What’s striking here is how much the self-appointed Jewish leadership agrees with those they condemn most. The prominent Jews who honor Robertson and Falwell say the same thing as those who attack Jews in Casablanca to avenge the dead of Gaza. They say, with Lawrence Mass, that the Jewish people is the same thing as the state of Israel and its government. This is why Moroccan Jews can be attacked for Ariel Sharon’s war crimes, and why American Jews can be called traitors for refusing to support those war crimes. This is why the Anti-Defamation League and American Jewish Congress prefer to ally themselves with the Christian far Right, rather than the queer communities and communities of color attacked by those who hate Jews just as much.

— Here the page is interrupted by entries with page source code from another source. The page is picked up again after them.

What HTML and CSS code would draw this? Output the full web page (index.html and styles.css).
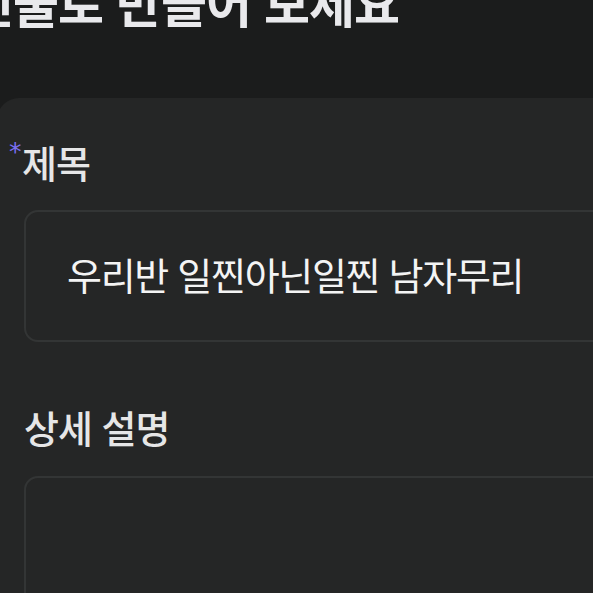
FILE: index.html
```html
<!DOCTYPE html>
<html lang="ko">
<head>
<meta charset="utf-8">
<title>건물 만들기</title>
<link rel="stylesheet" href="styles.css">
</head>
<body>
<header class="top">
  <h1 class="headline">건물로 만들어 보세요</h1>
</header>
<main class="card">
  <section class="field">
    <div class="label"><span class="req">*</span>제목</div>
    <div class="input-box">
      <span class="input-text">우리반 일찐아닌일찐 남자무리</span>
    </div>
  </section>
  <section class="field field-desc">
    <div class="label">상세 설명</div>
    <div class="textarea-box"></div>
  </section>
</main>
</body>
</html>
```

FILE: styles.css
```css
html, body {
  margin: 0;
  padding: 0;
  height: 100%;
  overflow: hidden;
}
body {
  background: #1b1c1c;
  font-family: "Noto Sans CJK KR", "Noto Sans", sans-serif;
  color: #e8e8ea;
}
.top {
  display: flow-root;
  height: 28px;
}
.headline {
  margin: -24px 0 0 -32px;
  font-size: 50px;
  line-height: 50px;
  font-weight: 700;
  color: #e9e9ec;
  white-space: nowrap;
  letter-spacing: -1px;
}
.card {
  margin: 70px 0 0 -3px;
  width: 720px;
  height: 700px;
  background: #252626;
  border-radius: 22px;
  padding: 42px 0 0 27px;
  box-sizing: border-box;
}
.label {
  font-size: 38px;
  line-height: 44px;
  font-weight: 500;
  color: #e6e6e7;
  letter-spacing: -1px;
  white-space: nowrap;
}
.req {
  display: inline-block;
  margin-left: -15px;
  width: 13px;
  font-family: "DejaVu Sans", sans-serif;
  font-size: 25px;
  line-height: 24px;
  vertical-align: top;
  color: #7b6ff2;
  font-weight: 400;
}
.input-box {
  margin-top: 26px;
  height: 132px;
  box-sizing: border-box;
  border: 2px solid #333535;
  border-radius: 14px;
  padding: 0 0 5px 41px;
  display: flex;
  align-items: center;
  width: 680px;
}
.input-text {
  font-size: 38px;
  font-weight: 400;
  color: #f4f4f4;
  letter-spacing: -1.3px;
  white-space: nowrap;
}
.field-desc {
  margin-top: 63px;
}
.textarea-box {
  margin-top: 27px;
  height: 300px;
  box-sizing: border-box;
  border: 2px solid #333535;
  border-radius: 14px;
  width: 680px;
}
```
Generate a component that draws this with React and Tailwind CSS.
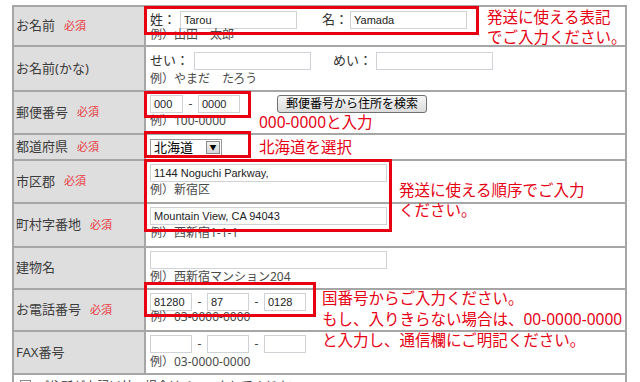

So, once again, let’s take Mass’ advice and “cut through a lot of the bullshit.” Most Jews live outside of the state of Israel. We’ve voted with our feet, and for the past 50 years mainly the desperate have migrated to the “homeland”—refugees from the Soviet Union’s collapse and from Argentina’s Dirty War and economic catastrophe. Some Israeli Jews are leaving, disgusted with their government’s oppressive policies or simply fleeing the danger those policies put them in. But many are staying to fight those policies, and queers are very visible among them: refusing to serve in the occupying army, agitating for Palestinian human rights and against militarism. They have the support of many Jews elsewhere, especially Jewish queers, who make up a large part of groups like New York’s Jews Against the Occupation and San Francisco’s Jewish Voices For Peace. All share one basic message: the state of Israel does not speak for us. It claims to act in our name, but only endangers us. What should Larry Kramer do? Work to end the Israeli Occupation, and struggle for justice at home––act up, fight back!
Daniel Lang/Levitsky works with Jews Against the Occupation.
Lawrence Mass’ essay “Jews, Anti-Semiticism, Mass Murder, and Silence appeared in the October 23-29 issue of Gay City News and is available online at www.gaycitynews.com/gcn_243/jewantisemitism.html.